Выбрать главу

Не знаю, сколько еще перемен в Старых Градах, которые совсем уж не те знакомые Старые Грады. Никогда мне не хотелось в том убедиться. Новшества, вполне достойные уважения, лишь понапрасну растревожили бы мое сердце, где угнездился образ прежнего городка. Старики переселились на кладбище, перед которым больше не стоят безрукие стражи, а по краям его выросли новые мраморные надгробия состоятельных мещан и купцов.

А Ганзелин? Теперь ему было бы под девяносто. Весьма сомнительно, чтобы он дожил до такой глубокой старости. Что поделывают Гелимадонны? Вернулась ли Дора? И если да, то как это произошло? Воображаю, явилась однажды с ребенком на руках, худая, постаревшая… Нет, нынче я ужас как сентиментален. Тщетно пытался Ганзелин излечить меня от романтичности! Картонный диск в амбулатории — существует ли он до сих пор? Как поживает Эмма? Ныне у нее за спиной свои сорок пять лет — а то и побольше. Лошадка уже не возит по скользкому шоссе экипаж, звенящий песнями, девочка Эмма уже не убирает русую головку полевыми цветами, и голос ее не звучит серебряным колокольчиком. Вместо коляски по новому асфальтовому шоссе в Глоубетин и Вратню носится фордик нового врача и отвратительно квакает, извергая клубы вонючего выхлопного газа.
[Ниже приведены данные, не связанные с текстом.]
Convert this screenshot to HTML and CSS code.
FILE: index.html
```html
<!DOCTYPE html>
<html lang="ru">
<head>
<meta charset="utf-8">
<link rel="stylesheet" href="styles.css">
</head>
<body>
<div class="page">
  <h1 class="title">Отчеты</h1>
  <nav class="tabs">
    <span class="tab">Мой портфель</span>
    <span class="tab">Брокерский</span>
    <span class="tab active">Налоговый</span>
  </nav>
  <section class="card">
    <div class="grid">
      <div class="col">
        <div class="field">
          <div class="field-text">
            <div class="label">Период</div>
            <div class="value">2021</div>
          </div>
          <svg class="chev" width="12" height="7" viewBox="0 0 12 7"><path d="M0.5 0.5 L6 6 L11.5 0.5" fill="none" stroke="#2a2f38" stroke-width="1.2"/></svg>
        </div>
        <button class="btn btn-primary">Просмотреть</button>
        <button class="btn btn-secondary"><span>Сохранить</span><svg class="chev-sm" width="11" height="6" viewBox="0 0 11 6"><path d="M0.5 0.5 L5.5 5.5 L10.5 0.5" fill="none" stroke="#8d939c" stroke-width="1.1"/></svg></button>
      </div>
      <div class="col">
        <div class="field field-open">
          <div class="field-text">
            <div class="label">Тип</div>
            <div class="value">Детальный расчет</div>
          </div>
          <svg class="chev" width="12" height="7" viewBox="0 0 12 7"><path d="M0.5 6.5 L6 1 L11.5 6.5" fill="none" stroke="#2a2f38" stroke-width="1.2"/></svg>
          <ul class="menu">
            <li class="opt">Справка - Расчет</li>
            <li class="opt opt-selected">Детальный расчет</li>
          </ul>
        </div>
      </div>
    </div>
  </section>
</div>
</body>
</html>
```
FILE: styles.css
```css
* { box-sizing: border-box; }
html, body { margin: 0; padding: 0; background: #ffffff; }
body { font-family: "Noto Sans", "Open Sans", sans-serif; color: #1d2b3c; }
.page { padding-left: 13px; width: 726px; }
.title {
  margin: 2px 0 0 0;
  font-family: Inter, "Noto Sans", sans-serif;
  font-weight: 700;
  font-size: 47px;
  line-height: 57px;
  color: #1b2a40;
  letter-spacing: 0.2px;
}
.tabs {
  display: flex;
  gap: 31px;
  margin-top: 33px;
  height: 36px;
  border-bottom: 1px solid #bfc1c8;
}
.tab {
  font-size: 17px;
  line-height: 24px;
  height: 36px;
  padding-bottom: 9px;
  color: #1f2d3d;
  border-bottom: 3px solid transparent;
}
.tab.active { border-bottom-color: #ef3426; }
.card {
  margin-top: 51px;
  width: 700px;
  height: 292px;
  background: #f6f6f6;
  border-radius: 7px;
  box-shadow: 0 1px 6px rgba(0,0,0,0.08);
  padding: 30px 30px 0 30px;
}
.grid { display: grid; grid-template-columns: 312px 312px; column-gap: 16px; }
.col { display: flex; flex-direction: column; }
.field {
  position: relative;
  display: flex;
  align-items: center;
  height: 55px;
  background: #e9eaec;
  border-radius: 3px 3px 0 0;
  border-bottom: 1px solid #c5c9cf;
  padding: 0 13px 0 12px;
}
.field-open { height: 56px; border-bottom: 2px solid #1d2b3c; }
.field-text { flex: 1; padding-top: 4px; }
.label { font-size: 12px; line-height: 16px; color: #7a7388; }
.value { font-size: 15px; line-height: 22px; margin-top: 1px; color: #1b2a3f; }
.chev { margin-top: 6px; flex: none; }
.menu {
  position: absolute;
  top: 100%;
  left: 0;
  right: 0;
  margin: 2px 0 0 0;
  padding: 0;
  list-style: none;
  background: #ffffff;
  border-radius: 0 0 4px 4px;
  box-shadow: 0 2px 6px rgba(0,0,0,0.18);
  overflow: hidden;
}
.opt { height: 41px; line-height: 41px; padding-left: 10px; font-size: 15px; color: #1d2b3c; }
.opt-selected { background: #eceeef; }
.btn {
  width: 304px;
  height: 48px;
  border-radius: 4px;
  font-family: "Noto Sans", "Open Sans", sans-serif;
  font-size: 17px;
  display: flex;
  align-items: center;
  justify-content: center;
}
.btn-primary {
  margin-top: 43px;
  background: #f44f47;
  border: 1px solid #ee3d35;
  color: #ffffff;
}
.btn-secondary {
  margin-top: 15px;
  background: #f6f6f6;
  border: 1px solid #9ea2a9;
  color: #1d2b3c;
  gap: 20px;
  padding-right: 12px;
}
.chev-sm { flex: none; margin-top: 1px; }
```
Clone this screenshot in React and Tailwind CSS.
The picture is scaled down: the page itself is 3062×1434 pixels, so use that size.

Эмма… Мне кажется, она умерла. Она была такая слабенькая, худенькая, такая болезненная и бледная! Изнурительный труд, навязанный ей картонным кругом, наверняка быстро подорвал ее невеликие силы. Либо вышла замуж и живет, как все люди, своими маленькими радостями и горестями; может, у нее есть дети и остальные Гелимадонны дождались потомка — племянника или племянницу, которых в свое время хотели получить из рук Доры? Гелена… Не могу себе представить ее еще более старой и увядшей, чем она была. Мариины фиолетовые круги под глазами превратились, верно, в глубокие, изборожденные морщинами ямы, а Лида — куда уж быть еще молчаливей? Так что докторовы домочадцы скорее всего уподобились сообществу страшных призраков. Если бы в один прекрасный день я появился у них, они вышли бы приветствовать меня как редкого, чужого им и не слишком желанного гостя. Вряд ли я ошибаюсь, — мне известно, как бывает в жизни. Они бы просто не поверили моим рассказам о том, что каждая из них на прощание поцеловала меня увядшими губами, что они были со мной на «ты», что они дразнили меня и запрягали в работу. Стереоскоп с африканскими видами — на какую свалку он попал? В качестве чего служит Ганзелиново зубоврачебное кресло, из которого уже тогда вылезали проржавевшие пружины?

Как-то я, возвращаясь со службы, шел по Праге. Только что открылась весенняя ярмарка, и на Карловой площади плотными рядами стояли палатки, карусели, качели, кукольный театрик, паноптикум, болгарин с турецким медом, прилавки с кружевами и с фарфором. В тесном пространстве между каруселью для малышей и такой же ветхой каруселью с облезлыми лошадками, возле бедняги, зарабатывавшего свой хлеб тем, что он показывал мельничное колесо, приводимое в движение белыми мышами с красными глазками, я заметил толпу людей и услышал хриплый голос испытанного предсказателя судеб. Не знаю, что заставило меня остановиться. На расшатанном стуле сидела женщина с завязанными глазами, а мужчина с испитой физиономией показывал предметы, которые чумазые мальчишки повытаскивали из своих карманов.

— Можете ли вы, медиум, сказать, что это такое?

— Перочинный ножик! — ответила медиум печальным, бесцветным голосом. Я не стал смотреть дальше, а, круто повернувшись, ринулся прочь, будто бежал от чего-то страшного. Не надо мне этого зрелища. Что, если тот убогий голодранец — волшебник из моей молодости, а растерявшее последние иллюзии существо, что сидит, бессильно опустив руки на колени, — моя прелестная Дора с алым пухлым ртом и бархатными глазами?

Я не допускаю и мысли, чтоб это были они. Разве мало подобных привидений бродят еще из города в город, от ярмарки к ярмарке, с вечно пустым желудком и дырявым карманом? Довольно, что я лицом к лицу столкнулся с карикатурой на то, чем был зачарован в далеком детстве, чем в течение целого года жизни была забита голова, так что ни для чего другого там не оставалось места, — и о чем я вначале столь искренне и мучительно тосковал.